Brooks began the season by tallying seven goals during SU’s first five games — all victories. Included in that stretch was a hat trick against Kent State on Sept. 8.

Then Brooks lost her scoring touch once conference play began. She found the back of the net only twice in the next nine games, and the Orange lost its first two games of the season during that span.

“Playing in the ACC was really tough, having tough competition every week,” Brooks said. “The Big East wasn’t as competitive.”

But as any captain should, Brooks learned from those struggles and improved her on-field communication. She was rewarded with her latest goal-scoring binge, and SU finished the regular season strong.

And now that the Orange received the No. 2 overall seed in the NCAA tournament, what happened during that middle part of the season is a moot point. Head coach Ange Bradley said Brooks and the other upperclassmen have implored everyone to only focus on the present.

“That’s a really important message for our captains to deliver to the team, that this is a new season,” Bradley said. “We’re 0-0. There’s no past, and there’s no future. There’s only today.”

Still, one can’t overlook the way that Brooks has mentored some of the young players on the team. Russell said that her teammate has a knack for helping freshmen make the transition from raw talent to weekly contributor.

“Last year, she helped me a huge amount in my first year here,” Russell said. “This year, she’s done really well helping Karlee (Farr), so in that way she’s been really good.”

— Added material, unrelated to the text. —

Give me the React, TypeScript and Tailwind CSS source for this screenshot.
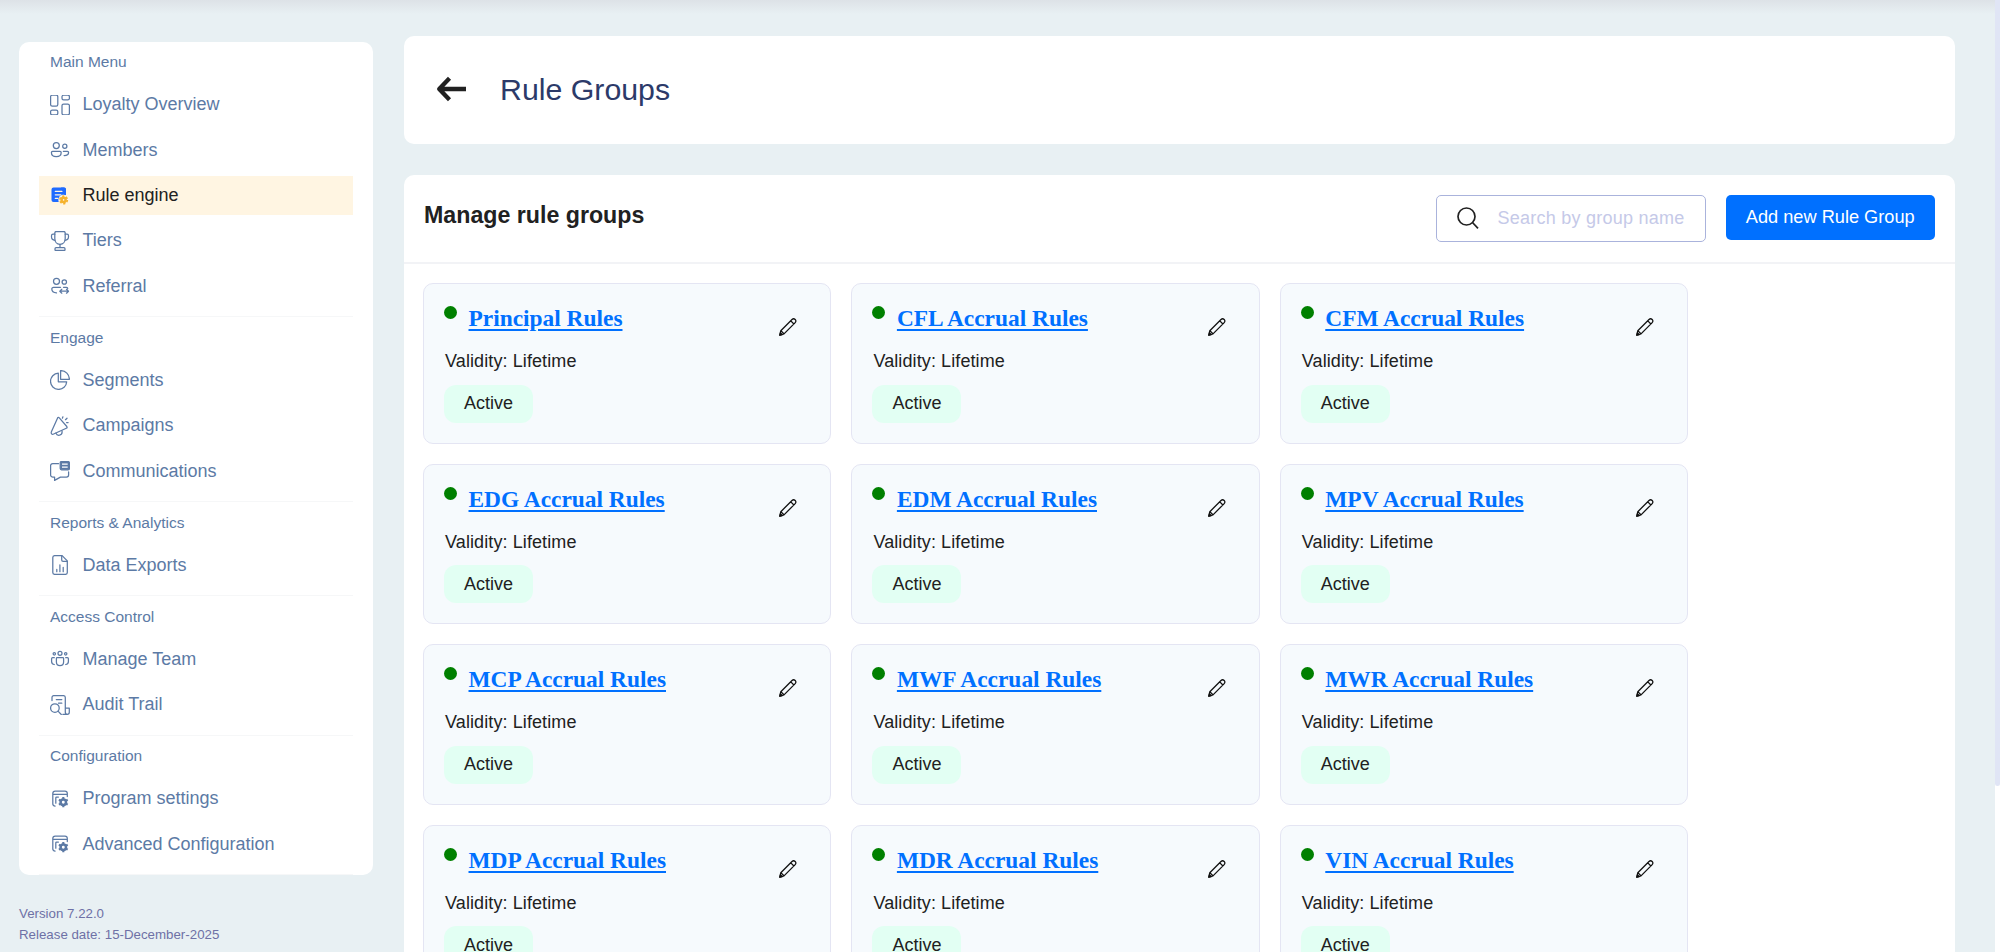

As a result, Brooks and the team are more confident than they’ve been at any point during the season, and the fact that she has regained her offensive pop is a sign that luck may finally be on the Orange’s side in tournament play.

“Since we were a young team, we had so much potential that we’ve really just been growing the entire way,” Brooks said. “We’ve been preparing all year, playing the best teams, and I think we really have a shot.”